Decimos que un encuentro con Cristo puede cambiar la vida de un hombre. Pero hoy quisiera matizarlo: Es el encuentro con Jesús crucificado el que transforma la vida.
Ordena que estos dos hijos míos se sienten en tu reino, uno a tu derecha y el otro a tu izquierda. Esos dos «niñitos de mamá» eran pescadores de Galilea que habían ido al Jordán a escuchar al Bautista, y que allí se encontraron con Jesús. De vuelta en Galilea, Jesús los invitó a ser pescadores de hombres, y los llamó «hijos del trueno». Con razón. Quisieron enviar fuego y azufre sobre aquel pueblo que rehusó recibir a Jesús. Y la emprendieron a gritos contra el que echaba demonios en el nombre de Cristo. No estaban convertidos.
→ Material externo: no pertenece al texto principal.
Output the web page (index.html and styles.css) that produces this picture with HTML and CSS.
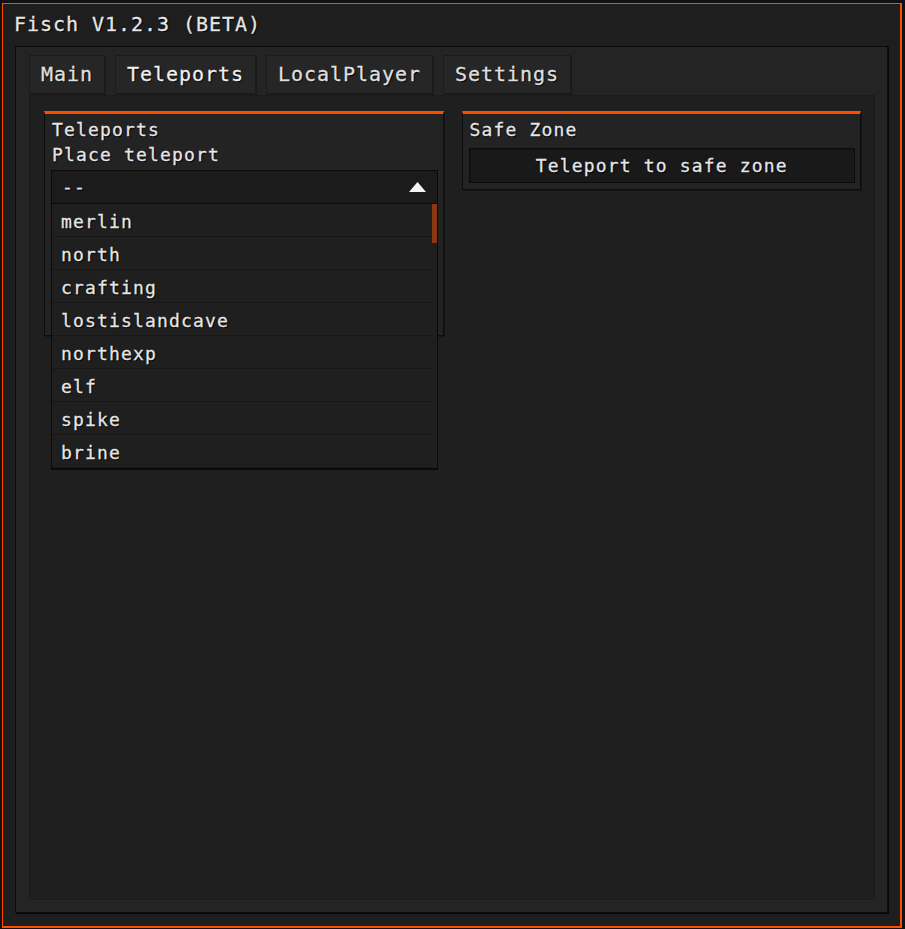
FILE: index.html
```html
<!DOCTYPE html>
<html>
<head>
	<meta charset="utf-8" />
	<title>Fisch V1.2.3 (BETA)</title>
	<link rel="stylesheet" href="styles.css">
</head>
<body>
<div class="window">
	<div class="title">Fisch V1.2.3 (BETA)</div>
	<div class="frame">
		<div class="tabs">
			<div class="tab">Main</div>
			<div class="tab active">Teleports</div>
			<div class="tab">LocalPlayer</div>
			<div class="tab">Settings</div>
		</div>
		<div class="panel">
			<!-- 左边: 传送 -->
			<div class="group group-tp">
				<div class="label">Teleports</div>
				<div class="label">Place teleport</div>
				<div class="combo">
					<div class="combo-head">
						<span>--</span>
						<svg class="arrow" width="17" height="10" viewBox="0 0 17 10"><polygon points="8.5,0 17,10 0,10" fill="#f4f4f4"/></svg>
					</div>
					<div class="combo-list">
						<ul class="items">
							<li>merlin</li>
							<li>north</li>
							<li>crafting</li>
							<li>lostislandcave</li>
							<li>northexp</li>
							<li>elf</li>
							<li>spike</li>
							<li>brine</li>
						</ul>
						<div class="scroll"><div class="thumb"></div></div>
					</div>
				</div>
			</div>
			<!-- 右边: 安全区 -->
			<div class="group group-safe">
				<div class="label">Safe Zone</div>
				<div class="button">Teleport to safe zone</div>
			</div>
		</div>
	</div>
</div>
</body>
</html>
```

FILE: styles.css
```css
*{
margin:0;
padding:0;
box-sizing:border-box;}
body{
background:#111111;
font-family:"DejaVu Sans Mono", "Liberation Mono", monospace;
color:#e6e6e6;
text-shadow:0 0 1px #000, 1px 1px 1px #000;
-webkit-text-stroke:0.3px #e6e6e6;
}
.window{
width:900px;
height:925px;
margin:3px 0 0 2px;
background:#1e1e1e;
border:solid #ff4d00;
border-width:1px 2px 2px 1px;
display:flex;
flex-direction:column;
}
.title{
height:42px;
padding:9px 0 0 11px;
font-size:20px;
line-height:22px;
letter-spacing:0.96px;
}
.frame{
flex:1;
margin:0 12px 13px 12px;
background:#242424;
border:1px solid #0b0b0b;
box-shadow:1px 1px 0 #050505;
padding:8px 12px 12px 13px;
display:flex;
flex-direction:column;
}
.tabs{
display:flex;
gap:10px;
margin-bottom:1px;
}
.tab{
height:39px;
padding:7px 11px 0 11px;
background:#262626;
border:1px solid #1b1b1b;
box-shadow:1px 1px 0 #1a1a1a;
font-size:20px;
line-height:22px;
letter-spacing:0.96px;
color:#dedede;
}
.tab.active{
color:#f2f2f2;
}
.panel{
flex:1;
background:#1f1f1f;
border:1px solid #1b1b1b;
padding:15px 13px 0 14px;
display:grid;
grid-template-columns:1fr 1fr;
gap:18px;
align-items:start;
font-size:18px;
letter-spacing:1.16px;
}
.group{
background:#232323;
border:1px solid #0c0c0c;
border-top:3px solid #ff4d00;
box-shadow:1px 1px 0 #151515;
padding:3px 5px 6px 6px;
}
.group-tp{
height:225px;
}
.label{
line-height:25px;
padding-left:1px;
}
.combo{
position:relative;
margin-top:3px;
}
.combo-head{
height:34px;
background:#1b1b1b;
border:1px solid #0a0a0a;
padding:0 11px 0 10px;
display:flex;
align-items:center;
justify-content:space-between;
line-height:32px;
}
.arrow{
display:block;
}
/* 下拉列表 盖在下面的内容上 */
.combo-list{
position:absolute;
top:100%;
left:0;
width:100%;
z-index:2;
background:#1f1f1f;
border:1px solid #0a0a0a;
border-top:0;
border-bottom-width:2px;
display:flex;
}
.items{
flex:1;
list-style:none;
}
.items li{
height:33px;
padding:4px 0 0 9px;
line-height:28px;
border-bottom:1px solid #171717;
}
.scroll{
width:5px;
}
.thumb{
height:39px;
background:#8a3912;
}
.button{
margin-top:6px;
height:35px;
background:#191919;
border:1px solid #0b0b0b;
box-shadow:inset 1px 1px 0 #141414;
text-align:center;
line-height:33px;
}
```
Hasta que apareció la Cruz. A diferencia de Juan, Santiago huyó. Sin duda, lo lloró, y con lágrimas de humildad apagó para siempre el fuego de su cólera. Según cuenta san Pablo, Cristo resucitado se le apareció y lo confortó. Después derramó su Espíritu sobre él.
Ya tenemos al santo. Al que se apresuró a viajar a España, y a morir mártir a manos de Herodes. Pero ese cambio comenzó al encuentro con la Cruz.